Mayhem no tocaba canciones: invocaba capítulos completos de su propio mito. Pero entonces llegó el momento:
Manheim y Messiah, miembros originales, subieron al escenario. Un instante que convirtió el teatro entero en un punto de quiebre emocional. No estaban solo reviviendo algo: estaban restituyendo una parte de la historia que muchos creían perdida en el tiempo.
Y lo que vino fue indescriptible: “Deathcrush” tocado en su totalidad.
La reacción fue inmediata, visceral, eléctrica. El Caupolicán explotó en un grito colectivo. No era nostalgia. No era fanservice.
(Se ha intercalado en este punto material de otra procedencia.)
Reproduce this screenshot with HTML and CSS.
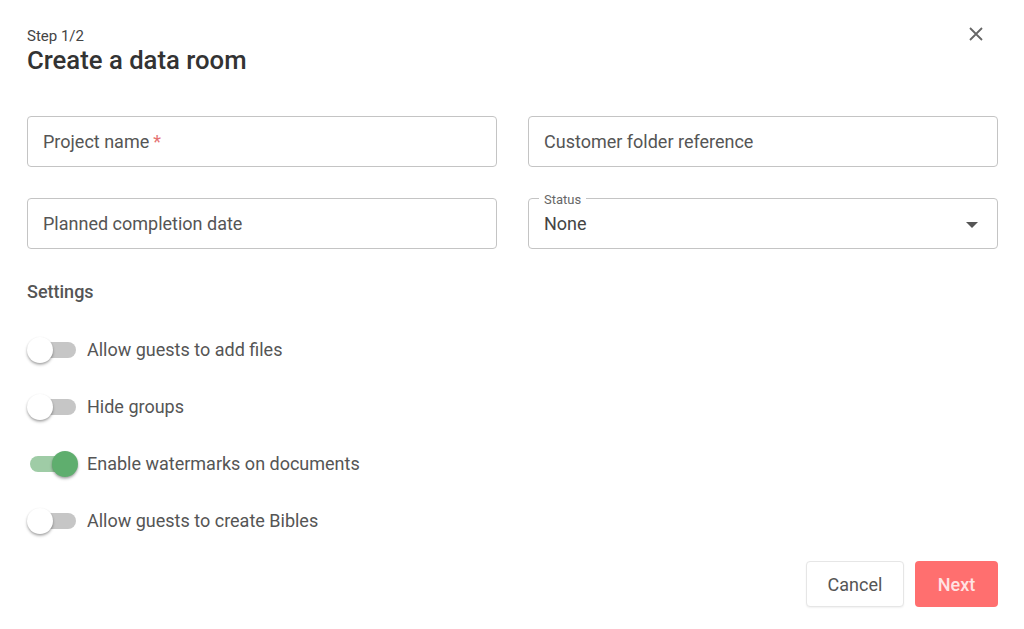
FILE: index.html
```html
<!DOCTYPE html>
<html lang="en">
<head>
<meta charset="utf-8">
<title>Create a data room</title>
<link rel="stylesheet" href="styles.css">
</head>
<body>
<div class="dialog">
  <header class="head">
    <div class="titles">
      <div class="step">Step 1/2</div>
      <h1 class="title">Create a data room</h1>
    </div>
    <button class="close" aria-label="Close">
      <svg width="16" height="16" viewBox="0 0 16 16"><path d="M2 2 L14 14 M14 2 L2 14" stroke="#666" stroke-width="1.8" fill="none"/></svg>
    </button>
  </header>

  <div class="fields">
    <div class="field"><span class="ph">Project name</span><span class="req">*</span></div>
    <div class="field"><span class="ph">Customer folder reference</span></div>
    <div class="field"><span class="ph">Planned completion date</span></div>
    <div class="field select">
      <span class="legend">Status</span>
      <span class="val">None</span>
      <span class="caret"></span>
    </div>
  </div>

  <div class="settings-title">Settings</div>
  <ul class="toggles">
    <li class="toggle"><span class="sw"><span class="track"></span><span class="thumb"></span></span><span class="lbl">Allow guests to add files</span></li>
    <li class="toggle"><span class="sw"><span class="track"></span><span class="thumb"></span></span><span class="lbl">Hide groups</span></li>
    <li class="toggle on"><span class="sw"><span class="track"></span><span class="thumb"></span></span><span class="lbl">Enable watermarks on documents</span></li>
    <li class="toggle"><span class="sw"><span class="track"></span><span class="thumb"></span></span><span class="lbl">Allow guests to create Bibles</span></li>
  </ul>

  <footer class="actions">
    <button class="btn cancel">Cancel</button>
    <button class="btn next">Next</button>
  </footer>
</div>
</body>
</html>
```
FILE: styles.css
```css
* { box-sizing: border-box; }
html, body { margin: 0; padding: 0; background: #fff; }
body { font-family: Roboto, "Liberation Sans", Arial, sans-serif; color: #555; }

.dialog { width: 1024px; height: 629px; padding: 0 26px 0 27px; }

.head { display: flex; justify-content: space-between; align-items: flex-start; padding-top: 28px; }
.step { font-size: 15px; line-height: 17px; color: #444; }
.title { margin: 0; font-size: 25.7px; font-weight: 500; line-height: 30px; color: #333; }
.close { border: 0; background: none; padding: 0; margin: -2px 14px 0 0; width: 16px; height: 16px; cursor: pointer; }
.close svg { display: block; }

.fields { display: grid; grid-template-columns: 1fr 1fr; column-gap: 31px; row-gap: 31px; margin-top: 41px; }
.field { position: relative; height: 51px; border: 1px solid #c4c4c4; border-radius: 4px; display: flex; align-items: center; padding: 0 15px; font-size: 18px; color: #555; }
.req { color: #e57373; margin-left: 4px; }
.select .legend { position: absolute; top: -6px; left: 10px; padding: 0 5px; background: #fff; font-size: 13px; line-height: 13px; color: #666; }
.select .val { color: #444; }
.caret { position: absolute; right: 19px; top: 23px; width: 0; height: 0; border-left: 6px solid transparent; border-right: 6px solid transparent; border-top: 6px solid #555; }

.settings-title { margin-top: 33px; font-size: 18px; font-weight: 500; line-height: 20px; color: #555; }

.toggles { list-style: none; margin: 19px 0 0; padding: 0; }
.toggle { height: 57px; display: flex; align-items: center; }
.sw { position: relative; width: 50px; height: 28px; margin-right: 10px; flex: none; }
.track { position: absolute; left: 3px; top: 6px; width: 46px; height: 16px; border-radius: 8px; background: #c6c6c6; }
.thumb { position: absolute; left: 0; top: 1px; width: 26px; height: 26px; border-radius: 50%; background: #fff; box-shadow: 0 2px 3px rgba(0,0,0,0.25), 0 1px 2px rgba(0,0,0,0.15); }
.toggle.on .track { background: #9fcca6; }
.toggle.on .thumb { left: 25px; background: #5fae6e; }
.lbl { font-size: 18px; color: #555; }

.actions { display: flex; justify-content: flex-end; gap: 11px; margin-top: 12px; }
.btn { height: 46px; border-radius: 4px; font-family: inherit; font-size: 18px; cursor: pointer; }
.cancel { width: 98px; background: #fff; border: 1px solid #e6e6e6; color: #555; font-weight: 400; box-shadow: 0 1px 2px rgba(0,0,0,0.06); }
.next { width: 83px; background: #ff6f6f; border: 0; color: #ffe3e3; font-weight: 500; }
```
Era como ver a las figuras de un mito descender para reinterpretar las escrituras sagradas del black metal en vivo y en tiempo real.
La atmósfera cambió otra vez: acá no había solo culto al pasado; había celebración de la vigencia, del movimiento perpetuo de una banda que, pese a su turbulencia, nunca se rindió a la inercia ni a su propio fantasma. Mayhem ha mutado, ha sobrevivido a lo imposible, ha cargado con muertes, incendios, condenas, exilios y polémicas. Y sin embargo, en 2025, siguen sonando como una entidad que respira, sangra, se reconfigura y mantiene su poder intacto.
El cierre del set fue una síntesis perfecta: Mayhem no vino a recitar su historia. Vino a demostrar que sigue viva.
Y que su legado es demasiado grande para caber solo en los libros, en los documentales o en la imaginería popular. Hay que verlo. Hay que sentirlo. Hay que vivirlo.
Un festival que devolvió el alma al metal extremo en Chile
El día 1 del Chileterror Fest fue más que una suma de buenos shows: fue una declaración, un golpe sobre la mesa, una demostración de que la escena extrema sigue viva, feroz y profundamente conectada con su historia y su público. La apuesta por el under no solo funcionó: recordó por qué estos festivales eran, y deben seguir siendo, parte del ADN del metal chileno.
Hubo tributo, hubo culto, hubo técnica, hubo juventud, hubo leyenda.
Hubo metal extremo en su estado más puro.
Si la segunda jornada aspira a estar a la altura, tendrá que estar preparada para enfrentar un legado que, con solo un día, ya quedó marcado como uno de los momentos más intensos del año para la música pesada en Chile.